(What is being asked) Select the lines that hold the word "with" and copy each one.

(Material provided)
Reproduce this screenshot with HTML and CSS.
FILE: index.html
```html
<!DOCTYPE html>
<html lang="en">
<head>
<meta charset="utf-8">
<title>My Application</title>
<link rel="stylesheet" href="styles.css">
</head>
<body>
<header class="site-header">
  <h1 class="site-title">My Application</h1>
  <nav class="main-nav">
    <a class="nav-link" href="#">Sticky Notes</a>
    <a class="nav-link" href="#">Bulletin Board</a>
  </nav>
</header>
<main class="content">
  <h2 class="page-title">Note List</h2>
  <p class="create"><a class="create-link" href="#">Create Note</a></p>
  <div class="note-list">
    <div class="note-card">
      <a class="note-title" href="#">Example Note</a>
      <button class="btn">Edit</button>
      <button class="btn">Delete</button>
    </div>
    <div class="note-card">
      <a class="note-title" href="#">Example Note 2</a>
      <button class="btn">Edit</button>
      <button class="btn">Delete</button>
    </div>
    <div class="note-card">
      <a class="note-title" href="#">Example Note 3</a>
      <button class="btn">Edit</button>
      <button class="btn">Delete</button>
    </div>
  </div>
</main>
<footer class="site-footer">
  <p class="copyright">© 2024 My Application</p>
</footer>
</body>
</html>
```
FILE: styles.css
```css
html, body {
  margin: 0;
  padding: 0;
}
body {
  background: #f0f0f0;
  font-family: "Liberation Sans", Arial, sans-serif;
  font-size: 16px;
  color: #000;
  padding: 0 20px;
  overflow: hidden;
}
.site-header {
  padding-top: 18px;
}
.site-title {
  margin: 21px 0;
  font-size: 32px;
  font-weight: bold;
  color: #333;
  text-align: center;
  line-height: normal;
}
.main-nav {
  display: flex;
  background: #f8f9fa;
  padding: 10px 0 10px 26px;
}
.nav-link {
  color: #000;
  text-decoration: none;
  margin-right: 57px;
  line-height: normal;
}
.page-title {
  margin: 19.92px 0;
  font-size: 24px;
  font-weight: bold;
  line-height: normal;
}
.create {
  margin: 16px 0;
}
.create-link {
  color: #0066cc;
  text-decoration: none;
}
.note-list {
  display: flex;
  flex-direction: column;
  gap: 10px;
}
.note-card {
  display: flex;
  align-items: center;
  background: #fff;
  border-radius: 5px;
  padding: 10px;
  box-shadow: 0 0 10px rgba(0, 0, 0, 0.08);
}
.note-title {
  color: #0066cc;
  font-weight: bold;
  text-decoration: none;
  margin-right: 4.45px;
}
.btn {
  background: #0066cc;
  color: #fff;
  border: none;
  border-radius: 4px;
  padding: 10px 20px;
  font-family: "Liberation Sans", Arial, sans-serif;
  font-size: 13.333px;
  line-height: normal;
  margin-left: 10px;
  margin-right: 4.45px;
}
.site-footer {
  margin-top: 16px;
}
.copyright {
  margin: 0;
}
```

==

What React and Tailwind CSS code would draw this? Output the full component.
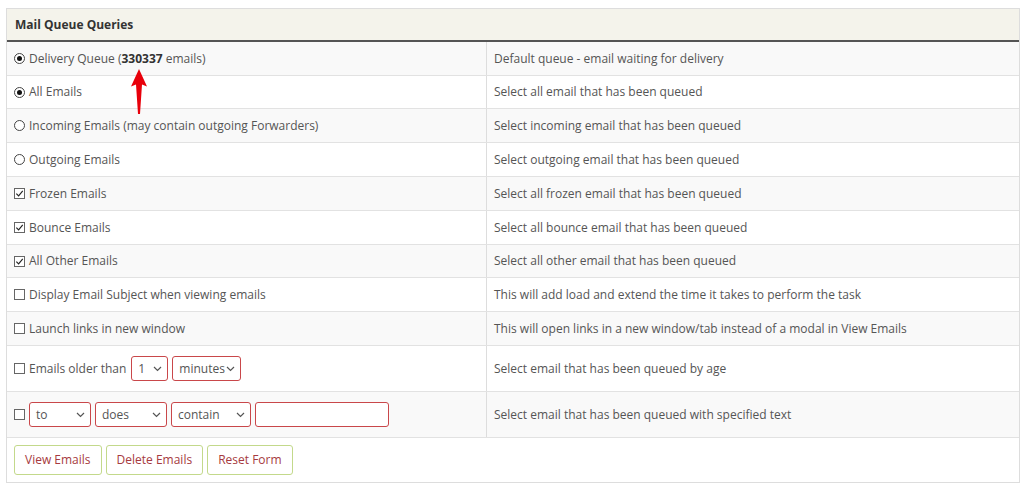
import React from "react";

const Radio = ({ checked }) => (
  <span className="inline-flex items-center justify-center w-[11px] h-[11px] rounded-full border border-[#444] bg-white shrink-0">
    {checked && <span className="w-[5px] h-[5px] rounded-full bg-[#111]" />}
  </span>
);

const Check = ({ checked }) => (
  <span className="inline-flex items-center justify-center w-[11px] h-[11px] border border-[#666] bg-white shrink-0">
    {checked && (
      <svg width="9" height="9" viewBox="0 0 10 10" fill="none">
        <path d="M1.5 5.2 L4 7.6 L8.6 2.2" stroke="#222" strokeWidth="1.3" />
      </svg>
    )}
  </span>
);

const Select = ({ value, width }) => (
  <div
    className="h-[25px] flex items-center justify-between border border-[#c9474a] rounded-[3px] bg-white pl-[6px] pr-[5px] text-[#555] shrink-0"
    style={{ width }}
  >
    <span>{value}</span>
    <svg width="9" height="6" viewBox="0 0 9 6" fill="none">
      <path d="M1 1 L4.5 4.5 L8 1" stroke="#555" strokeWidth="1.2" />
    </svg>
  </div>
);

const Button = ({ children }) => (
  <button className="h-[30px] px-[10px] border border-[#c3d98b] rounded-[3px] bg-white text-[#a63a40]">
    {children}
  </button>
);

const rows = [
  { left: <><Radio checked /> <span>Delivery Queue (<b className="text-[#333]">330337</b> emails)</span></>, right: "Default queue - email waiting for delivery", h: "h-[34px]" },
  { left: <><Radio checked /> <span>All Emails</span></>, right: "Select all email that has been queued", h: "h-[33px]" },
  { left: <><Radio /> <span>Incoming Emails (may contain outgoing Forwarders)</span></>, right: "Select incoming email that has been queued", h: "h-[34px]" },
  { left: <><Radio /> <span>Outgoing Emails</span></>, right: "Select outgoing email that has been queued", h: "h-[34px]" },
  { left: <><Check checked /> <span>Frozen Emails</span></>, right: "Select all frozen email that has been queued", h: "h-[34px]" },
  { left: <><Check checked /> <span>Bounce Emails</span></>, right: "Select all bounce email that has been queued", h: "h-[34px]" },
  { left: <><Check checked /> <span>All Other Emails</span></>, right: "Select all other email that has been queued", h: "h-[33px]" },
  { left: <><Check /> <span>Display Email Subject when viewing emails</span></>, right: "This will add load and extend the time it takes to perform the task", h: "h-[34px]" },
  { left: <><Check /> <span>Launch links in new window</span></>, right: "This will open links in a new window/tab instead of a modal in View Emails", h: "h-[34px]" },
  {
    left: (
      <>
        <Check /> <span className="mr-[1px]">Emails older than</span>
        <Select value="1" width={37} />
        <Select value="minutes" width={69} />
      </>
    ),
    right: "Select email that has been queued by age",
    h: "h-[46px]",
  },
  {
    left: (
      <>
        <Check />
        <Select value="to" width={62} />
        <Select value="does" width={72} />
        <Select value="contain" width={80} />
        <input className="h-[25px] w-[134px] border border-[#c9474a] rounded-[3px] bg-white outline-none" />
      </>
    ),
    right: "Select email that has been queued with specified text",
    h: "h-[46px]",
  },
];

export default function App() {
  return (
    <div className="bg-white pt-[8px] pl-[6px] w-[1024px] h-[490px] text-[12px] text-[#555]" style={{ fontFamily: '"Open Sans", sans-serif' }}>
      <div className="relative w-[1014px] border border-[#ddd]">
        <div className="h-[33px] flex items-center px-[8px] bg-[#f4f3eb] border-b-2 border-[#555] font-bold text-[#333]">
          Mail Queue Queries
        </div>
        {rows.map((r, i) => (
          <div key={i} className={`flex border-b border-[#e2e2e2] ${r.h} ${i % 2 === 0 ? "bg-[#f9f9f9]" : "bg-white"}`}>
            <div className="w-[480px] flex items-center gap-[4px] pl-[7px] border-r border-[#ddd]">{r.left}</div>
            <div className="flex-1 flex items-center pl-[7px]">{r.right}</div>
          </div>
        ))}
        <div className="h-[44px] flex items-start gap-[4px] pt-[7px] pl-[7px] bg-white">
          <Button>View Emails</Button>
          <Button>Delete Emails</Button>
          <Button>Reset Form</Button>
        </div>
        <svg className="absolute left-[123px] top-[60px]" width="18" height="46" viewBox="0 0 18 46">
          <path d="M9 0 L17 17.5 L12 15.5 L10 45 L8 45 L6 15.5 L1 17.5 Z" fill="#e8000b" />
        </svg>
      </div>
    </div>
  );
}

(Completed task)
Reproduce this screenshot with HTML and CSS.
    right: "Select email that has been queued with specified text",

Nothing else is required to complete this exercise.